Short task: Transcribe all of the material exactly. Any picture in it should be left out.

[START]

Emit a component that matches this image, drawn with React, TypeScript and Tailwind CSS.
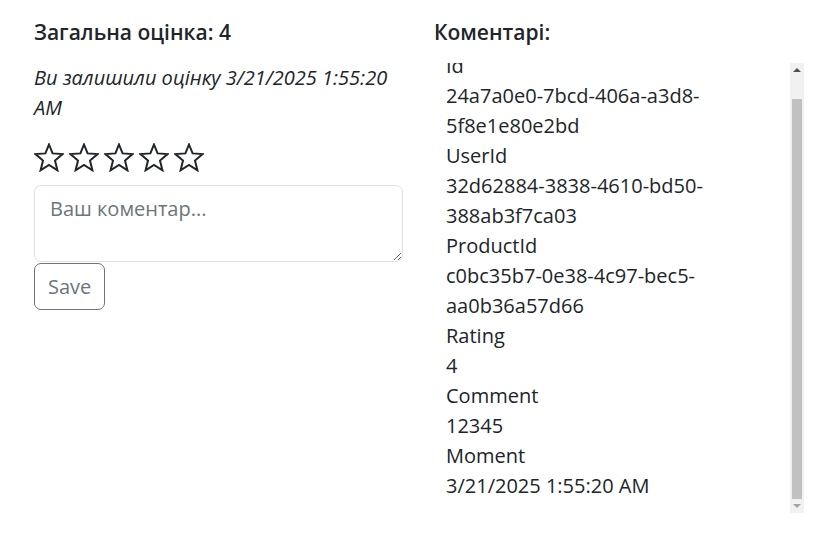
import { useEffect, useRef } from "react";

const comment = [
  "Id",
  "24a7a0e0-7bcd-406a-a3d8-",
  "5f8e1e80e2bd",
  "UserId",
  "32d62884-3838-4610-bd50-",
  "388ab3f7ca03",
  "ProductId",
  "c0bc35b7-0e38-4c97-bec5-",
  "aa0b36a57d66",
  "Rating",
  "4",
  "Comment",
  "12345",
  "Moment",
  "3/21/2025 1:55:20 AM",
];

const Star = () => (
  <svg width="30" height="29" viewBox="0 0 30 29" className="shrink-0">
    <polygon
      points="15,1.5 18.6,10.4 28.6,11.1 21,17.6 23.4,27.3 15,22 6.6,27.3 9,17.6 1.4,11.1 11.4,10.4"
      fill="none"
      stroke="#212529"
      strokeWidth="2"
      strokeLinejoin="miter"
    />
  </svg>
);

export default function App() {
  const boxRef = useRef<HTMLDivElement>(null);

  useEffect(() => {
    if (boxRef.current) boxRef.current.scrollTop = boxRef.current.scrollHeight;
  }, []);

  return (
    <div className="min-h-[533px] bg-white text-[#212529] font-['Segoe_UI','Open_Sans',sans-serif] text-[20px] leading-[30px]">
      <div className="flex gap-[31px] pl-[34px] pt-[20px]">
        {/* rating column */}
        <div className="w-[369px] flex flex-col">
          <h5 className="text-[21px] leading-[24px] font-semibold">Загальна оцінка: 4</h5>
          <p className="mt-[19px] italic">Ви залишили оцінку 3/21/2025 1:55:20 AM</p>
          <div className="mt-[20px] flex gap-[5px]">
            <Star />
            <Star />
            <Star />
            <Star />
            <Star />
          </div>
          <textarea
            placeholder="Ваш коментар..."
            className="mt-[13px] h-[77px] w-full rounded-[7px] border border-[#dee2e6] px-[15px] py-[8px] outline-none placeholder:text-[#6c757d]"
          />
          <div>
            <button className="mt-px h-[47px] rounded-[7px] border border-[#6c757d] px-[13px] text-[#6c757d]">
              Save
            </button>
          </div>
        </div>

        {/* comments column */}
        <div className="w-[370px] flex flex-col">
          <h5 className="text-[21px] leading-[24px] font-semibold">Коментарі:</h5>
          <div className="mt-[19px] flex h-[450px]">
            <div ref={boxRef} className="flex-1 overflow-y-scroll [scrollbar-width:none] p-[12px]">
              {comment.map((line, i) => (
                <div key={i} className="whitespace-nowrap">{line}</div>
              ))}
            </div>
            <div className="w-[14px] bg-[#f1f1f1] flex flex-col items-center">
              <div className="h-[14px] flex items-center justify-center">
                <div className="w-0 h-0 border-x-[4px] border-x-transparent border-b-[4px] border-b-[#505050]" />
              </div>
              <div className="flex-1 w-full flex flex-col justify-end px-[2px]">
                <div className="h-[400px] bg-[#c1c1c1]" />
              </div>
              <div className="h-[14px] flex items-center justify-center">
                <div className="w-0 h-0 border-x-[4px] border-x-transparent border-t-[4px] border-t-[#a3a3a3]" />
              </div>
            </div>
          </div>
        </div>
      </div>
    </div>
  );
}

[END]

Written answer:
Emit a component that matches this image, drawn with React, TypeScript and Tailwind CSS.
import { useEffect, useRef } from "react";

const comment = [
  "Id",
  "24a7a0e0-7bcd-406a-a3d8-",
  "5f8e1e80e2bd",
  "UserId",
  "32d62884-3838-4610-bd50-",
  "388ab3f7ca03",
  "ProductId",
  "c0bc35b7-0e38-4c97-bec5-",
  "aa0b36a57d66",
  "Rating",
  "4",
  "Comment",
  "12345",
  "Moment",
  "3/21/2025 1:55:20 AM",
];

const Star = () => (
  <svg width="30" height="29" viewBox="0 0 30 29" className="shrink-0">
    <polygon
      points="15,1.5 18.6,10.4 28.6,11.1 21,17.6 23.4,27.3 15,22 6.6,27.3 9,17.6 1.4,11.1 11.4,10.4"
      fill="none"
      stroke="#212529"
      strokeWidth="2"
      strokeLinejoin="miter"
    />
  </svg>
);

export default function App() {
  const boxRef = useRef<HTMLDivElement>(null);

  useEffect(() => {
    if (boxRef.current) boxRef.current.scrollTop = boxRef.current.scrollHeight;
  }, []);

  return (
    <div className="min-h-[533px] bg-white text-[#212529] font-['Segoe_UI','Open_Sans',sans-serif] text-[20px] leading-[30px]">
      <div className="flex gap-[31px] pl-[34px] pt-[20px]">
        {/* rating column */}
        <div className="w-[369px] flex flex-col">
          <h5 className="text-[21px] leading-[24px] font-semibold">Загальна оцінка: 4</h5>
          <p className="mt-[19px] italic">Ви залишили оцінку 3/21/2025 1:55:20 AM</p>
          <div className="mt-[20px] flex gap-[5px]">
            <Star />
            <Star />
            <Star />
            <Star />
            <Star />
          </div>
          <textarea
            placeholder="Ваш коментар..."
            className="mt-[13px] h-[77px] w-full rounded-[7px] border border-[#dee2e6] px-[15px] py-[8px] outline-none placeholder:text-[#6c757d]"
          />
          <div>
            <button className="mt-px h-[47px] rounded-[7px] border border-[#6c757d] px-[13px] text-[#6c757d]">
              Save
            </button>
          </div>
        </div>

        {/* comments column */}
        <div className="w-[370px] flex flex-col">
          <h5 className="text-[21px] leading-[24px] font-semibold">Коментарі:</h5>
          <div className="mt-[19px] flex h-[450px]">
            <div ref={boxRef} className="flex-1 overflow-y-scroll [scrollbar-width:none] p-[12px]">
              {comment.map((line, i) => (
                <div key={i} className="whitespace-nowrap">{line}</div>
              ))}
            </div>
            <div className="w-[14px] bg-[#f1f1f1] flex flex-col items-center">
              <div className="h-[14px] flex items-center justify-center">
                <div className="w-0 h-0 border-x-[4px] border-x-transparent border-b-[4px] border-b-[#505050]" />
              </div>
              <div className="flex-1 w-full flex flex-col justify-end px-[2px]">
                <div className="h-[400px] bg-[#c1c1c1]" />
              </div>
              <div className="h-[14px] flex items-center justify-center">
                <div className="w-0 h-0 border-x-[4px] border-x-transparent border-t-[4px] border-t-[#a3a3a3]" />
              </div>
            </div>
          </div>
        </div>
      </div>
    </div>
  );
}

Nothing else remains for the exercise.